Building Actual Redundancy

Switching to a different SMS provider after an outage doesn't solve the underlying problem. The new provider might use the same aggregators or have the same carrier relationship issues. Real redundancy means architectural changes, not just vendor changes.

Multi-provider strategies work, but they add complexity. You're managing multiple APIs, handling failover logic, and reconciling different pricing and delivery reporting systems. The operational overhead is real, and you need to decide if it's worth it for your use case.

For critical messages like authentication codes, automated failover to alternative channels makes sense. If SMS fails, try a voice call. If that fails, try email. The user experience suffers slightly, but they can still complete their task.

For less critical messages, accepting occasional carrier-specific failures might be the pragmatic choice.
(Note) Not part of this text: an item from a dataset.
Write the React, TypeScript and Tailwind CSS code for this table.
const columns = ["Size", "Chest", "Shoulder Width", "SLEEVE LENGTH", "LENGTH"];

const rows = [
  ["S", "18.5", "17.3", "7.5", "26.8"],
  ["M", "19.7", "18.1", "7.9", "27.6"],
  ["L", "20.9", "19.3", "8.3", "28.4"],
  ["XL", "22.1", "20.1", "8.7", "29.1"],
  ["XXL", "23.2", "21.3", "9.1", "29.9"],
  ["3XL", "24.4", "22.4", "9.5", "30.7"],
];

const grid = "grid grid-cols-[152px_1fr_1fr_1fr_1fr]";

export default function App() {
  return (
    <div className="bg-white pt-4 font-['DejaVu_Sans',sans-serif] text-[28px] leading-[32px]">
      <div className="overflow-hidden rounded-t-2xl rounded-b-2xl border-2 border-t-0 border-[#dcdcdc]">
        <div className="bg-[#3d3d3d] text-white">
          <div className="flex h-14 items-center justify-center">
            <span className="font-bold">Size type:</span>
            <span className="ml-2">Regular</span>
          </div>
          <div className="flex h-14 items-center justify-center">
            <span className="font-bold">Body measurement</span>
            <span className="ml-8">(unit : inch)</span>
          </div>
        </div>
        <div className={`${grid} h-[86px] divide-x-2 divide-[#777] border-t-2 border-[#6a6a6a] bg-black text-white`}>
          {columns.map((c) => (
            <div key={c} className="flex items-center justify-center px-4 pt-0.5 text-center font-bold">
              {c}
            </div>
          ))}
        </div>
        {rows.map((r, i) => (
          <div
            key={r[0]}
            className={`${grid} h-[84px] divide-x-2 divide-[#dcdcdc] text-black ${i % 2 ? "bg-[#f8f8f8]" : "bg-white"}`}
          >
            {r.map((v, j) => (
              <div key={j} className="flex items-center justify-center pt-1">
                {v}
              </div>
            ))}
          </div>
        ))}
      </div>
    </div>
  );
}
Monitor actively, respond quickly when problems emerge, and optimize for average-case performance rather than worst-case scenarios.

What This Means for Your Infrastructure

Don't assume your cloud communications platform has perfect reliability across all carriers. It doesn't. Test regularly across multiple carriers in your key markets. Build monitoring that catches carrier-specific problems before they become customer-facing incidents.

Understand your risk profile. If losing access to one carrier for a few hours would seriously damage your business, invest in redundancy. If you can tolerate occasional delivery problems, optimize for simplicity instead.

The worst approach? Assuming everything works until it doesn't, then scrambling to fix problems during an active incident. We've all been there, and it's never fun.